_Supplied data_.
----------

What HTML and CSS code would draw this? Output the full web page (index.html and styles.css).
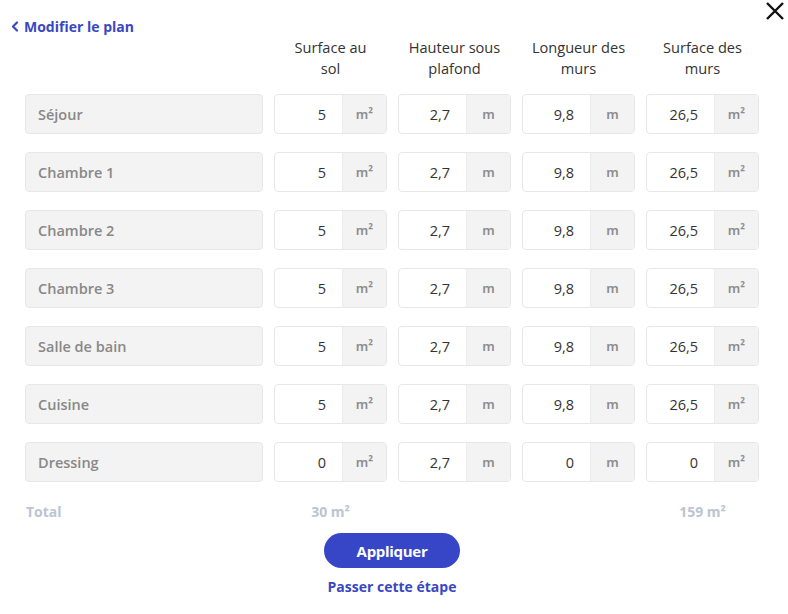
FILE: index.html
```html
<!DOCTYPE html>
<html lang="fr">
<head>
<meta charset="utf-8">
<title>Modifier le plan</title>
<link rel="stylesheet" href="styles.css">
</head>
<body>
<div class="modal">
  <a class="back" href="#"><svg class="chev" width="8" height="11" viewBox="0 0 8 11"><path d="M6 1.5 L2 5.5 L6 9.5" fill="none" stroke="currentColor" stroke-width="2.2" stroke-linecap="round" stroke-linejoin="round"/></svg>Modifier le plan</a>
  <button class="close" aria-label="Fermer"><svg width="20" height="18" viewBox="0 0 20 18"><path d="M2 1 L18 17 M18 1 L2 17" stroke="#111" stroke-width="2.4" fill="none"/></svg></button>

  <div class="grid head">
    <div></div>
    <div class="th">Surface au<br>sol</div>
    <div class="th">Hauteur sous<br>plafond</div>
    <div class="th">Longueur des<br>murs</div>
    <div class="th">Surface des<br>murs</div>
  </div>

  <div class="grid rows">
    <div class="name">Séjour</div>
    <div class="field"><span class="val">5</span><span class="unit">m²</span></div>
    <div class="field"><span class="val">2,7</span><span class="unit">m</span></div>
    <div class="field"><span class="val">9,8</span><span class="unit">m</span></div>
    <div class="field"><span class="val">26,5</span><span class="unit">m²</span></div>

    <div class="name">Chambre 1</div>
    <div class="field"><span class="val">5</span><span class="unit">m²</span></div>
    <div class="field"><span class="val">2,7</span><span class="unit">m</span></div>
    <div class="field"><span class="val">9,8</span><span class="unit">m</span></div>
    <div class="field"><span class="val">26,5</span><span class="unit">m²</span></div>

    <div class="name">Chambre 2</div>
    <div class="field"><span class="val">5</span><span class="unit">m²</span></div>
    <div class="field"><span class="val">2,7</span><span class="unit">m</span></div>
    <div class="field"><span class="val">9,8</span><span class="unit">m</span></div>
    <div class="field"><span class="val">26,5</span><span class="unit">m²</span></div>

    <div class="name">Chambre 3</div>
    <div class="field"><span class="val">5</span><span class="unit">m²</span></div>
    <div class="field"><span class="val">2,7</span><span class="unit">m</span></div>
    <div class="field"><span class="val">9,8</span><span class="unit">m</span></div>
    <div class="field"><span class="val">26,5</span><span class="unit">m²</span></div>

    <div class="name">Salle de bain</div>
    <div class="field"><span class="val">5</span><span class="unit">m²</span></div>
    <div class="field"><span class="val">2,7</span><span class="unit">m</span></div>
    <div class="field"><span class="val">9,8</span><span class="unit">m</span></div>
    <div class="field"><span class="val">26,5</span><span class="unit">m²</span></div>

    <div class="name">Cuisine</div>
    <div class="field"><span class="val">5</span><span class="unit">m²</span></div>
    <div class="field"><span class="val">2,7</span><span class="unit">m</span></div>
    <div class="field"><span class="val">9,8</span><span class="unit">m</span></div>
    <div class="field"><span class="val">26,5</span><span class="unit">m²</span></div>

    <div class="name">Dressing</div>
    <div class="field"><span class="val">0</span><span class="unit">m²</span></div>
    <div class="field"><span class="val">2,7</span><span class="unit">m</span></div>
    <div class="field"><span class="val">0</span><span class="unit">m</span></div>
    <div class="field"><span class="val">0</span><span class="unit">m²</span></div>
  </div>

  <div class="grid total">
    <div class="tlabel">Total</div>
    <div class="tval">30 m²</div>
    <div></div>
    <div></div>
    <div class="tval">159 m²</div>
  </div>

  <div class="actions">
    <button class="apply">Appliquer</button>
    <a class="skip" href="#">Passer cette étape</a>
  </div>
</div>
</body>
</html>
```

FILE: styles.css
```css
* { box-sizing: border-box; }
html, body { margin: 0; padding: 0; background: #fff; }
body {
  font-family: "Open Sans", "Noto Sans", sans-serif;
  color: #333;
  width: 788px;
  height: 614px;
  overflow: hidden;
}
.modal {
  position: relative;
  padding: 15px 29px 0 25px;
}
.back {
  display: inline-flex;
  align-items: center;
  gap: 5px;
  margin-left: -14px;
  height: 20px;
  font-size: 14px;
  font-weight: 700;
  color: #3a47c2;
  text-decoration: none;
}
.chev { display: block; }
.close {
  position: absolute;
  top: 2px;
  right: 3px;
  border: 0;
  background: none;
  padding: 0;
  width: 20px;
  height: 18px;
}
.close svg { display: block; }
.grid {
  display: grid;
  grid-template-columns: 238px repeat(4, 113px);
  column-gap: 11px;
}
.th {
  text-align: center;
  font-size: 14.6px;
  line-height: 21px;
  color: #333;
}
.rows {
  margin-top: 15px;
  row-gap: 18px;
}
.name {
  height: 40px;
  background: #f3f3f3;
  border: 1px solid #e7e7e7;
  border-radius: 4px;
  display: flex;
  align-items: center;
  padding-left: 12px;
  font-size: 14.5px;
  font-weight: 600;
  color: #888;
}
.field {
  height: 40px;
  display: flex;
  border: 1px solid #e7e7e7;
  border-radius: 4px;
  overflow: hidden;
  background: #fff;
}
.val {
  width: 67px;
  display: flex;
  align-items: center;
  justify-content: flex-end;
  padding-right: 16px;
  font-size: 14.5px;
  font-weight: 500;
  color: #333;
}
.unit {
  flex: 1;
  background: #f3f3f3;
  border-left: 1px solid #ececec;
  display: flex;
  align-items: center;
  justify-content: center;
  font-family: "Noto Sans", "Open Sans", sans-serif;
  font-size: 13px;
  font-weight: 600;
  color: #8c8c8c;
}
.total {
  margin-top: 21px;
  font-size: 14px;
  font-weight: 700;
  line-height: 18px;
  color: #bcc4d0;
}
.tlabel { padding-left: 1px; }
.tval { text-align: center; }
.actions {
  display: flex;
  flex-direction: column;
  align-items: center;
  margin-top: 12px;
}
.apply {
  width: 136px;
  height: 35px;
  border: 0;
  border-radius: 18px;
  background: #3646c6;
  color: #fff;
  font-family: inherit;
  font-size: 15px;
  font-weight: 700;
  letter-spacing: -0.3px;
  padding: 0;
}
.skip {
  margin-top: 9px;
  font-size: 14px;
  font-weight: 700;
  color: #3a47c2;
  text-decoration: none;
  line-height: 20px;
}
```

----------

_Exercise_. Repeat the listing in full and exactly. Leave any pictures out.

_Full response_.
What HTML and CSS code would draw this? Output the full web page (index.html and styles.css).
FILE: index.html
```html
<!DOCTYPE html>
<html lang="fr">
<head>
<meta charset="utf-8">
<title>Modifier le plan</title>
<link rel="stylesheet" href="styles.css">
</head>
<body>
<div class="modal">
  <a class="back" href="#"><svg class="chev" width="8" height="11" viewBox="0 0 8 11"><path d="M6 1.5 L2 5.5 L6 9.5" fill="none" stroke="currentColor" stroke-width="2.2" stroke-linecap="round" stroke-linejoin="round"/></svg>Modifier le plan</a>
  <button class="close" aria-label="Fermer"><svg width="20" height="18" viewBox="0 0 20 18"><path d="M2 1 L18 17 M18 1 L2 17" stroke="#111" stroke-width="2.4" fill="none"/></svg></button>

  <div class="grid head">
    <div></div>
    <div class="th">Surface au<br>sol</div>
    <div class="th">Hauteur sous<br>plafond</div>
    <div class="th">Longueur des<br>murs</div>
    <div class="th">Surface des<br>murs</div>
  </div>

  <div class="grid rows">
    <div class="name">Séjour</div>
    <div class="field"><span class="val">5</span><span class="unit">m²</span></div>
    <div class="field"><span class="val">2,7</span><span class="unit">m</span></div>
    <div class="field"><span class="val">9,8</span><span class="unit">m</span></div>
    <div class="field"><span class="val">26,5</span><span class="unit">m²</span></div>

    <div class="name">Chambre 1</div>
    <div class="field"><span class="val">5</span><span class="unit">m²</span></div>
    <div class="field"><span class="val">2,7</span><span class="unit">m</span></div>
    <div class="field"><span class="val">9,8</span><span class="unit">m</span></div>
    <div class="field"><span class="val">26,5</span><span class="unit">m²</span></div>

    <div class="name">Chambre 2</div>
    <div class="field"><span class="val">5</span><span class="unit">m²</span></div>
    <div class="field"><span class="val">2,7</span><span class="unit">m</span></div>
    <div class="field"><span class="val">9,8</span><span class="unit">m</span></div>
    <div class="field"><span class="val">26,5</span><span class="unit">m²</span></div>

    <div class="name">Chambre 3</div>
    <div class="field"><span class="val">5</span><span class="unit">m²</span></div>
    <div class="field"><span class="val">2,7</span><span class="unit">m</span></div>
    <div class="field"><span class="val">9,8</span><span class="unit">m</span></div>
    <div class="field"><span class="val">26,5</span><span class="unit">m²</span></div>

    <div class="name">Salle de bain</div>
    <div class="field"><span class="val">5</span><span class="unit">m²</span></div>
    <div class="field"><span class="val">2,7</span><span class="unit">m</span></div>
    <div class="field"><span class="val">9,8</span><span class="unit">m</span></div>
    <div class="field"><span class="val">26,5</span><span class="unit">m²</span></div>

    <div class="name">Cuisine</div>
    <div class="field"><span class="val">5</span><span class="unit">m²</span></div>
    <div class="field"><span class="val">2,7</span><span class="unit">m</span></div>
    <div class="field"><span class="val">9,8</span><span class="unit">m</span></div>
    <div class="field"><span class="val">26,5</span><span class="unit">m²</span></div>

    <div class="name">Dressing</div>
    <div class="field"><span class="val">0</span><span class="unit">m²</span></div>
    <div class="field"><span class="val">2,7</span><span class="unit">m</span></div>
    <div class="field"><span class="val">0</span><span class="unit">m</span></div>
    <div class="field"><span class="val">0</span><span class="unit">m²</span></div>
  </div>

  <div class="grid total">
    <div class="tlabel">Total</div>
    <div class="tval">30 m²</div>
    <div></div>
    <div></div>
    <div class="tval">159 m²</div>
  </div>

  <div class="actions">
    <button class="apply">Appliquer</button>
    <a class="skip" href="#">Passer cette étape</a>
  </div>
</div>
</body>
</html>
```

FILE: styles.css
```css
* { box-sizing: border-box; }
html, body { margin: 0; padding: 0; background: #fff; }
body {
  font-family: "Open Sans", "Noto Sans", sans-serif;
  color: #333;
  width: 788px;
  height: 614px;
  overflow: hidden;
}
.modal {
  position: relative;
  padding: 15px 29px 0 25px;
}
.back {
  display: inline-flex;
  align-items: center;
  gap: 5px;
  margin-left: -14px;
  height: 20px;
  font-size: 14px;
  font-weight: 700;
  color: #3a47c2;
  text-decoration: none;
}
.chev { display: block; }
.close {
  position: absolute;
  top: 2px;
  right: 3px;
  border: 0;
  background: none;
  padding: 0;
  width: 20px;
  height: 18px;
}
.close svg { display: block; }
.grid {
  display: grid;
  grid-template-columns: 238px repeat(4, 113px);
  column-gap: 11px;
}
.th {
  text-align: center;
  font-size: 14.6px;
  line-height: 21px;
  color: #333;
}
.rows {
  margin-top: 15px;
  row-gap: 18px;
}
.name {
  height: 40px;
  background: #f3f3f3;
  border: 1px solid #e7e7e7;
  border-radius: 4px;
  display: flex;
  align-items: center;
  padding-left: 12px;
  font-size: 14.5px;
  font-weight: 600;
  color: #888;
}
.field {
  height: 40px;
  display: flex;
  border: 1px solid #e7e7e7;
  border-radius: 4px;
  overflow: hidden;
  background: #fff;
}
.val {
  width: 67px;
  display: flex;
  align-items: center;
  justify-content: flex-end;
  padding-right: 16px;
  font-size: 14.5px;
  font-weight: 500;
  color: #333;
}
.unit {
  flex: 1;
  background: #f3f3f3;
  border-left: 1px solid #ececec;
  display: flex;
  align-items: center;
  justify-content: center;
  font-family: "Noto Sans", "Open Sans", sans-serif;
  font-size: 13px;
  font-weight: 600;
  color: #8c8c8c;
}
.total {
  margin-top: 21px;
  font-size: 14px;
  font-weight: 700;
  line-height: 18px;
  color: #bcc4d0;
}
.tlabel { padding-left: 1px; }
.tval { text-align: center; }
.actions {
  display: flex;
  flex-direction: column;
  align-items: center;
  margin-top: 12px;
}
.apply {
  width: 136px;
  height: 35px;
  border: 0;
  border-radius: 18px;
  background: #3646c6;
  color: #fff;
  font-family: inherit;
  font-size: 15px;
  font-weight: 700;
  letter-spacing: -0.3px;
  padding: 0;
}
.skip {
  margin-top: 9px;
  font-size: 14px;
  font-weight: 700;
  color: #3a47c2;
  text-decoration: none;
  line-height: 20px;
}
```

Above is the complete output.